Smith’s strategy was originally formulated when Justin Trudeau was still Prime Minister and Poilievre his heir apparent. However, once Trump began his campaign to denigrate Canada as a nation, voters minds changed as they did when we wanted Stephen Harper to be gone in 2015, and now Mark Carney is being given a chance to “remake” Canada – and so as it now stands, Carney seems to be doing the right thing, as support for Conservatives have dropped over 10 basis points in the last month. What his is doing well is handling all of the “red lines” that Trudeau mentioned were troublesome to Canadians as a whole but never thought seriously about confronting (e.g.: India sending assassins to Canada to potentially murder prominent Canadian Sikhs supporting the creation of a Sikh homeland on the Asian sub-continent). 

My big question, though, is why are Smith and Moe trying to wave the “separation” threat so openly before our eyes as though this threat is “real”? Why would anyone WANT to move to, or be legislated by, an America that ranks seventeen places below Canada in being the best nation in which to live, pay more taxes, lose our social justice programs, see our civil rights destroyed when we dare to speak our mind against The One Who Would Be King, and help to pay off a staggering $7 trillion debt load caused by America’s oligarchs continuing to get tax breaks (the “Big Beautiful Bill)?

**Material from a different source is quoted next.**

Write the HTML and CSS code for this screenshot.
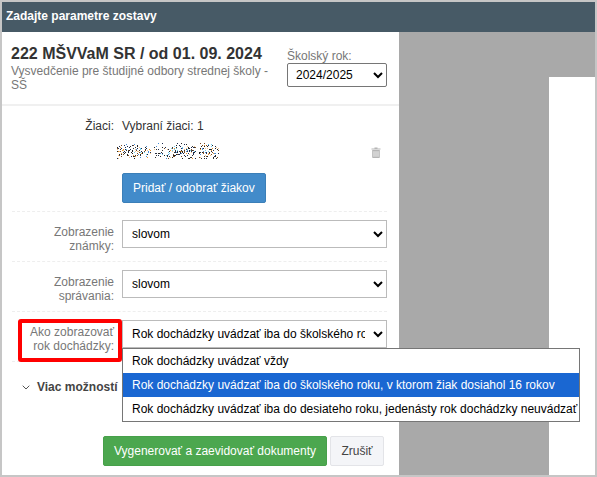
FILE: index.html
```html
<!DOCTYPE html>
<html lang="sk">
<head>
    <meta charset="UTF-8">
    <title>Zadajte parametre zostavy</title>
    <link rel="stylesheet" href="styles.css">
</head>
<body>
    <div class="window">
        <div class="window-title">Zadajte parametre zostavy</div>
        <div class="window-body">
            <div class="panel">
                <div class="report-head">
                    <div class="report-info">
                        <h1>222 MŠVVaM SR / od 01. 09. 2024</h1>
                        <p>Vysvedčenie pre študijné odbory strednej školy - SŠ</p>
                    </div>
                    <div class="year-field">
                        <label>Školský rok:</label>
                        <select class="year-select"><option>2024/2025</option></select>
                    </div>
                </div>
                <div class="form">
                    <div class="row row-students">
                        <div class="row-label">Žiaci:</div>
                        <div class="row-value">
                            <div class="students-count">Vybraní žiaci: 1</div>
                            <div class="student-line">
                                <svg id="noise" class="noise" width="102" height="20" viewBox="0 0 102 20"></svg>
                                <svg class="trash" width="10" height="11" viewBox="0 0 10 11">
                                    <path d="M3.5 .5h3v1h3v1H.5v-1h3z" fill="#b5b5b5"/>
                                    <path d="M1.2 3h7.6v7.2a.8.8 0 0 1-.8.8H2a.8.8 0 0 1-.8-.8z" fill="#b5b5b5"/>
                                    <path d="M3 4.2v5.6M5 4.2v5.6M7 4.2v5.6" stroke="#fff" stroke-width=".8"/>
                                </svg>
                            </div>
                            <button class="btn btn-blue">Pridať / odobrať žiakov</button>
                        </div>
                    </div>
                    <div class="row row-select">
                        <div class="row-label">Zobrazenie<br>známky:</div>
                        <select class="field"><option>slovom</option></select>
                    </div>
                    <div class="row row-select">
                        <div class="row-label">Zobrazenie<br>správania:</div>
                        <select class="field"><option>slovom</option></select>
                    </div>
                    <div class="row row-select">
                        <div class="row-label highlighted">Ako zobrazovať<br>rok dochádzky:</div>
                        <select class="field"><option>Rok dochádzky uvádzať iba do školského roku, v ktorom žiak dosiahol 16 rokov</option></select>
                    </div>
                </div>
                <div class="more">
                    <svg width="8" height="5" viewBox="0 0 8 5"><path d="M.7 .7 4 4l3.3-3.3" fill="none" stroke="#555" stroke-width="1"/></svg>
                    <span>Viac možností</span>
                </div>
                <div class="actions">
                    <button class="btn btn-green">Vygenerovať a zaevidovať dokumenty</button>
                    <button class="btn btn-light">Zrušiť</button>
                </div>
            </div>
            <div class="preview">
                <div class="page"></div>
            </div>
        </div>
        <ul class="dropdown">
            <li>Rok dochádzky uvádzať vždy</li>
            <li class="selected">Rok dochádzky uvádzať iba do školského roku, v ktorom žiak dosiahol 16 rokov</li>
            <li>Rok dochádzky uvádzať iba do desiateho roku, jedenásty rok dochádzky neuvádzať</li>
        </ul>
    </div>
    <script src="noise.js"></script>
</body>
</html>
```

FILE: styles.css
```css
* {
    box-sizing: border-box;
}

html, body {
    margin: 0;
    height: 100%;
    overflow: hidden;
}

body {
    font-family: "Liberation Sans", Arial, sans-serif;
    font-size: 12px;
    color: #333;
    background: #fff;
}

.window {
    position: relative;
    display: flex;
    flex-direction: column;
    width: 597px;
    height: 477px;
    border: 2px solid #c6c6c6;
}

.window-title {
    height: 30px;
    flex: none;
    padding: 0 4px;
    line-height: 28px;
    font-weight: bold;
    color: #fff;
    background: #475a66;
}

.window-body {
    display: flex;
    flex: 1;
    min-height: 0;
}

.panel {
    width: 397px;
    flex: none;
    background: #fff;
}

.report-head {
    display: flex;
    justify-content: space-between;
    height: 74px;
    padding: 13px 12px 0 9px;
    border-bottom: 2px solid #f0f0f0;
}

.report-info {
    width: 262px;
}

.report-info h1 {
    margin: 0;
    font-size: 16px;
    line-height: 18px;
    color: #333;
}

.report-info p {
    margin: 1px 0 0;
    line-height: 14px;
    color: #777;
}

.year-field label {
    display: block;
    margin-top: 4px;
    line-height: 14px;
    color: #777;
}

.year-select {
    display: block;
    width: 100px;
    height: 24px;
    padding: 0 4px;
    font: 12px "Liberation Sans", Arial, sans-serif;
    color: #000;
    background: #fff;
    border: 1px solid #767676;
    border-radius: 2px;
}

.form {
    padding: 0 12px 0 10px;
}

.row {
    display: flex;
    gap: 8px;
    border-bottom: 1px dashed #eee;
}

.row-label {
    width: 102px;
    flex: none;
    text-align: right;
    line-height: 14px;
    color: #777;
}

.row-students {
    height: 106px;
    padding-top: 13px;
}

.row-students .row-label {
    color: #333;
}

.row-value {
    flex: 1;
}

.students-count {
    line-height: 14px;
}

.student-line {
    display: flex;
    align-items: center;
    justify-content: space-between;
    height: 20px;
    margin: 7px 0 13px -5px;
    padding-right: 6px;
}

.trash {
    margin-top: 4px;
}

.btn {
    height: 30px;
    padding: 0 10px;
    font: 12px "Liberation Sans", Arial, sans-serif;
    border: 1px solid transparent;
    border-radius: 2px;
}

.btn-blue {
    color: #fff;
    background: #428bca;
    border-color: #3b7fb8;
}

.row-select {
    height: 50px;
    padding-top: 8px;
}

.row-select .row-label {
    margin-top: 5px;
}

.field {
    flex: 1;
    min-width: 0;
    height: 28px;
    padding: 0 5px;
    font: 12px "Liberation Sans", Arial, sans-serif;
    color: #000;
    background: #fff;
    border: 1px solid #bbb;
}

.highlighted {
    position: relative;
}

.highlighted::before {
    content: "";
    position: absolute;
    left: 6px;
    top: -6px;
    right: -8px;
    bottom: -1px;
    border: 4px solid #f00;
    border-radius: 3px;
}

.more {
    display: flex;
    align-items: center;
    gap: 7px;
    height: 26px;
    margin-top: 12px;
    padding-left: 20px;
    font-weight: bold;
    color: #444;
}

.actions {
    display: flex;
    justify-content: flex-end;
    gap: 3px;
    margin-top: 36px;
    padding-right: 15px;
}

.btn-green {
    color: #fff;
    background: #4ca74f;
    border-color: #47a04a;
}

.btn-light {
    width: 54px;
    padding: 0;
    color: #444;
    background: #f4f5f8;
    border-color: #e3e4e8;
}

.preview {
    flex: 1;
    display: flex;
    justify-content: flex-end;
    padding-top: 45px;
    background: #a9a9a9;
}

.page {
    width: 46px;
    background: #fff;
}

.dropdown {
    position: absolute;
    left: 120px;
    top: 346px;
    width: 458px;
    margin: 0;
    padding: 0;
    list-style: none;
    background: #fff;
    border: 1px solid #767676;
}

.dropdown li {
    height: 24px;
    padding: 0 9px;
    line-height: 24px;
    color: #000;
    white-space: nowrap;
}

.dropdown li.selected {
    color: #fff;
    background: #1a67d2;
}
```

FILE: noise.js
```js
// blurred-out pupil name, drawn as scattered coloured pixels
var svg = document.getElementById('noise');
var colors = ['#1d2b4f', '#333', '#e8952f', '#4a90d9', '#7a4a20', '#6fd0f0', '#222', '#f3c48a', '#1d2b4f', '#222'];
var seed = 7;

function rnd() {
    seed = (seed * 16807) % 2147483647;
    return seed / 2147483647;
}

for (var i = 0; i < 800; i++) {
    var x = Math.floor(rnd() * 102);
    var y = Math.floor(rnd() * 18) + 1;
    var mid = Math.abs(y - 11);
    if (rnd() * 9 < mid) continue;
    if ((x > 33 && x < 37) || (x > 78 && x < 82)) continue;
    var r = document.createElementNS('http://www.w3.org/2000/svg', 'rect');
    r.setAttribute('x', x);
    r.setAttribute('y', y);
    r.setAttribute('width', 1);
    r.setAttribute('height', 1);
    r.setAttribute('fill', colors[Math.floor(rnd() * colors.length)]);
    svg.appendChild(r);
}
```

To me, separatism being waved as a threat to Canadian sovereignty is just two English-speaking pols not knowing their Canadian history. Quebec wanted to leave Canada in the 1980’s but failed to have it approved in referenda taken in 1980 and 1995. Yet, had these votes gone in favour of the Parti Quebecois, this new nation would have failed to achieve sovereignty because once the “nation” of Quebec was established, the northern section of Quebec would have reverted to Canada under international law, and Quebec’s most powerful economic engine, the James Bay hydroelectric development would end up being controlled by Newfoundland and Labrador. 

Similar treaty laws with Canada would ensure that Saskatchewan and Alberta lands would be treated in the same manner, so that if people still wanted to separate, they’d have to be the ones doing the moving, not the provincial land masses.

Given such historical precedent, one would think that perhaps Ms. Smith might choose to step back, take a couple of sick days off to rid her system of the anti-Ottawa bile constricting her ability to think, and work more closely with the rest of the premiers and the PM in helping move forward some of her saner ideas, such as having a pipeline to the Port of Churchill built to move both LNG and crude oil to international markets. 

So, what’s left for her to accede to finally get Canada moving in the right direction, which is to radically diversify its export market. That answer is easily defined: amend Bill C-5 so that Indigenous consultation and representation in any major project proposed for Canada be enshrined – not just in this bill, but incorporate its demand into our Constitution. As a final fix to bury the current ways in which governments avoid this responsibility, require all future laws or amendments to reference such need, and make it immune from changes to future laws that might invoke the “notwithstanding” clause to that law’s application.

Whether Carney has the guts to move in that direction, though, is another question.